John leads with his majestically poetic intro: “In the beginning was the Word, and the Word was with God, and the Word was God” (John 1:1). No Israelite could have missed his implication. By echoing the very first words of the Jewish Scriptures—“in the beginning”—John alerts the reader that this story is inextricably linked to the Genesis account.
From the very first line, John makes it abundantly clear that Jesus is the Word, and the Word is God. More than that, this “[Word] was with God in the beginning” (v. 2). In fact, Jesus is the one who began the beginning. “Through him all things were made; without him nothing was made that has been made” (v. 3). This IS the original origin story. Jesus is the eternal Creator, the one present before the beginning.
We also learn that “in him was life, and that life was the light of all mankind” (v. 4). Neither can this light be overcome by the darkness (v. 5).
John also adds that Jesus visited “his own,” but they rejected him (v. 11). Why does he include this information? “His own” are the chosen people—the people of Israel. Still, it’s important to note that not everyone would reject him. His Jewish disciples believed in him. We can too. John says, “Yet to all who did receive him, to those who believed in his name, he gave the right to become children of God—children born not of natural descent, nor of human decision or a husband’s will, but born of God” (vv. 12–13). Think of it! Here is an invitation to join the family of God!
At that point in the narrative we arrive at John’s version of the Christmas story. While Matthew and Luke devote two long chapters to the arrival of Christ, John provides an efficient one-verse rendition. He says simply, “The Word became flesh and made his dwelling among us” (v. 14).
John is telling a different kind of origin story. He wants to present the whole point of Jesus’s life among us. And that can only be understood if we first grasp that Jesus is fully human and fully God. So he returns to the theme of Jesus’s deity. “No one has ever seen God, but the one and only Son, who is himself God and is in closest relationship with the Father, has made him known” (v. 18, emphasis added). Though “the Word became flesh,” he “is himself God.” He did not relinquish his divine nature to become one of us.
At this point in the story we meet John the Baptist, who tells us Jesus is “the Lamb of God, who takes away the sin of the world!” (v. 29).
The Word. The eternal Creator. Life and light. Unconquerable. The Lamb of God. The One who takes away our sins. The One who has seen God and is yet God himself! That’s Jesus—and that’s just what John has for us in the first thirty-four verses of his book.
However, as the rest of the account unfolds, the story of this uniquely divine human is not revealed in cut-and-dried fashion. John has plainly told us who Jesus is, but he is about to share how he arrived at this conclusion. Importantly, it is a conclusion he would risk his life to share widely.
What does all this mean? Let’s look at how John concludes his book.

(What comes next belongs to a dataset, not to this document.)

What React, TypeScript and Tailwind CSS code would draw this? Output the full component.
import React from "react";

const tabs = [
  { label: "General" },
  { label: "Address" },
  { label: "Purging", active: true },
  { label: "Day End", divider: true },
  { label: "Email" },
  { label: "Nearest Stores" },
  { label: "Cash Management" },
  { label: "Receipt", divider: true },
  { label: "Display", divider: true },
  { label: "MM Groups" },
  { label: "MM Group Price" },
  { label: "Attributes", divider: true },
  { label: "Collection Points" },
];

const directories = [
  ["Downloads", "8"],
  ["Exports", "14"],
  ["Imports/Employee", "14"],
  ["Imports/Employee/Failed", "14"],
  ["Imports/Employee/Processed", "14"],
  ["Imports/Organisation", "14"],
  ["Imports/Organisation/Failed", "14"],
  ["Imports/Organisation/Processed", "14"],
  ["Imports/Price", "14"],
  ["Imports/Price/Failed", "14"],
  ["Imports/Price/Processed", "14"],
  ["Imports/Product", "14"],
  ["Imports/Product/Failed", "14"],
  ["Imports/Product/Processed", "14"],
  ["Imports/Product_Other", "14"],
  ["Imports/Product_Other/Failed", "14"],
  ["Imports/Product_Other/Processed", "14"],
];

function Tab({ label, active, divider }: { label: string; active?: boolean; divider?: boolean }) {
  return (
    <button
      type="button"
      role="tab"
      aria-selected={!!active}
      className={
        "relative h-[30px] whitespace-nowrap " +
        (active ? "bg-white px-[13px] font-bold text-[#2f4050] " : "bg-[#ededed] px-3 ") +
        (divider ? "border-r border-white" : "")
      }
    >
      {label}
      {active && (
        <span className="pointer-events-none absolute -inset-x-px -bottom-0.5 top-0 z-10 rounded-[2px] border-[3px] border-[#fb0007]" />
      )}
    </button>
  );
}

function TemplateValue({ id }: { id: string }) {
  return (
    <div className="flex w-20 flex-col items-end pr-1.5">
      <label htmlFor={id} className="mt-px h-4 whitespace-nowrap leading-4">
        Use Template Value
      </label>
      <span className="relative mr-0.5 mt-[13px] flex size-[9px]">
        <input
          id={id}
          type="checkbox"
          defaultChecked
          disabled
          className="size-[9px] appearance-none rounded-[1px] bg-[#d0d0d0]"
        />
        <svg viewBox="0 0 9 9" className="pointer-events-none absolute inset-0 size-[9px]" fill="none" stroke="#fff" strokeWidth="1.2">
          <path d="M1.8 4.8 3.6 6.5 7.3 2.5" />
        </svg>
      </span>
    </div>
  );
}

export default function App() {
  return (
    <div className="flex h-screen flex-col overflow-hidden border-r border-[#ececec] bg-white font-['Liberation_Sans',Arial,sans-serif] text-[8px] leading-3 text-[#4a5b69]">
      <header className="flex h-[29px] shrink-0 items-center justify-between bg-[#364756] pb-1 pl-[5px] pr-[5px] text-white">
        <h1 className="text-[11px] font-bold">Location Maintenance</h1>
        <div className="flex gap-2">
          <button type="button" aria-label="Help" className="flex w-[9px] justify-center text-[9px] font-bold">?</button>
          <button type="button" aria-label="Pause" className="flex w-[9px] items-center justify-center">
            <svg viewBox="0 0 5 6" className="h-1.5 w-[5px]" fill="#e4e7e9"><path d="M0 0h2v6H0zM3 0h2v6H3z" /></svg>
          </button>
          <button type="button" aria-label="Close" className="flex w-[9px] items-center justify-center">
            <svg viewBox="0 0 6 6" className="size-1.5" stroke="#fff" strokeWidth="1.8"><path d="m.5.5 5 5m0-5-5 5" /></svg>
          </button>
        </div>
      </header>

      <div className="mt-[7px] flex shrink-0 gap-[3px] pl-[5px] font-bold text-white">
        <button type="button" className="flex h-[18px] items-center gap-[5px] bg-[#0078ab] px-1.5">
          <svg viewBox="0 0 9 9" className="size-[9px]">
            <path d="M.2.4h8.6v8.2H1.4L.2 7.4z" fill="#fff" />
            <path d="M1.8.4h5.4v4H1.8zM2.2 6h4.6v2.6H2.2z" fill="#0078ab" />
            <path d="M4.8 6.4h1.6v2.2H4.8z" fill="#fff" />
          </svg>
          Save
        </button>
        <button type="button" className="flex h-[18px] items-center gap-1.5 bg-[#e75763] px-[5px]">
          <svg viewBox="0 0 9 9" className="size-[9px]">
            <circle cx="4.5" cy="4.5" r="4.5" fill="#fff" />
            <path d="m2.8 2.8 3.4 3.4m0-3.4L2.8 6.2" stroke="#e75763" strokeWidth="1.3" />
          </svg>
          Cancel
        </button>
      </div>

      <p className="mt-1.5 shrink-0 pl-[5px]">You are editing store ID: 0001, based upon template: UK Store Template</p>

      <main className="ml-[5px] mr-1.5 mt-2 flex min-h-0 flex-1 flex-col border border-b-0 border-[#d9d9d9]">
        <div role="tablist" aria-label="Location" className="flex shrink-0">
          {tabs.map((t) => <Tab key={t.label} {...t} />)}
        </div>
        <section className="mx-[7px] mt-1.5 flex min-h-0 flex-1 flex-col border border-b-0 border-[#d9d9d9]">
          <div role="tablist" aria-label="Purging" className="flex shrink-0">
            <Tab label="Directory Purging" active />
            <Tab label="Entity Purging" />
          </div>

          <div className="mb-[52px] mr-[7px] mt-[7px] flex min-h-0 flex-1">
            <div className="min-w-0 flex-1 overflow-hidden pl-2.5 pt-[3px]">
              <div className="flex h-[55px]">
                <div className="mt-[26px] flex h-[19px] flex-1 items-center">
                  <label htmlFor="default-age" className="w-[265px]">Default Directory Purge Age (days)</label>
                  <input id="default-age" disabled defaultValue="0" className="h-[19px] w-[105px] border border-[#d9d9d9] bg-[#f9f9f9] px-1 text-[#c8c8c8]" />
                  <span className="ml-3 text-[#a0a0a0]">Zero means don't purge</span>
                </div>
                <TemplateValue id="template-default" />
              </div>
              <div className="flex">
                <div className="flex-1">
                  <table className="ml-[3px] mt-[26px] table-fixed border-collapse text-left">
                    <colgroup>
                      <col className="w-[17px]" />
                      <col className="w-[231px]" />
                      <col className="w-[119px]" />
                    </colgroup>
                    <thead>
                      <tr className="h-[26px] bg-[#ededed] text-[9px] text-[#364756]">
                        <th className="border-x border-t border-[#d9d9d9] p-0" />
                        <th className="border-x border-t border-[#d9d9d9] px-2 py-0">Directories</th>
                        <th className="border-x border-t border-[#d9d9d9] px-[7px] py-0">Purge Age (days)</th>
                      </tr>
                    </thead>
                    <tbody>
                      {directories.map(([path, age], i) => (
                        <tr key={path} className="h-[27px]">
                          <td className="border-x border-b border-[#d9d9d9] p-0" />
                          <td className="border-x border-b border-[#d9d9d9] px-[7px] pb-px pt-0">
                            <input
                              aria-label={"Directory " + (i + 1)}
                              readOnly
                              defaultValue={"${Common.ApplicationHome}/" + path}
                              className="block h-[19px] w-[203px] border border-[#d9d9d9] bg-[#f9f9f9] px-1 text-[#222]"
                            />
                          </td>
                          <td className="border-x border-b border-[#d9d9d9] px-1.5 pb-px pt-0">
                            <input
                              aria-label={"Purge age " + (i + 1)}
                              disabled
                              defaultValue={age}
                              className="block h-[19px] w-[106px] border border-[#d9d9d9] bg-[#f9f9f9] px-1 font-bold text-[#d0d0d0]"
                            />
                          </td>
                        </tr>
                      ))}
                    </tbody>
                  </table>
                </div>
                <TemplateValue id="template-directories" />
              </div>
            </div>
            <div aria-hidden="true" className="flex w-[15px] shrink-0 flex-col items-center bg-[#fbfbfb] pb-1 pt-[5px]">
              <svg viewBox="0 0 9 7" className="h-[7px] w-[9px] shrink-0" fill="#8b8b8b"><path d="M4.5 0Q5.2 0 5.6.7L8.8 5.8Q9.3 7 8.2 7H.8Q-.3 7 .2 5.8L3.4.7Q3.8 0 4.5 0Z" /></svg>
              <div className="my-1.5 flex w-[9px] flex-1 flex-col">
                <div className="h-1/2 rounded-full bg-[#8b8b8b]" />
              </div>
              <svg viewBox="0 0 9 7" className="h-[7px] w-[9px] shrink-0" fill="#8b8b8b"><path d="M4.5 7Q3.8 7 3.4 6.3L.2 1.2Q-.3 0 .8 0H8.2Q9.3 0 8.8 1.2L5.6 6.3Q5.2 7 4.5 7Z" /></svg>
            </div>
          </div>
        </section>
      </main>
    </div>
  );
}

“Jesus did many other things as well. If every one of them were written down, I suppose that even the whole world would not have room for the books that would be written” (21:25).
If all the books we could ever write can’t explain this most unique Being of all beings, then what chance do we have in a mere blog post?
The least we can do is to attempt to scratch the surface. Reading John is a pretty good place to start.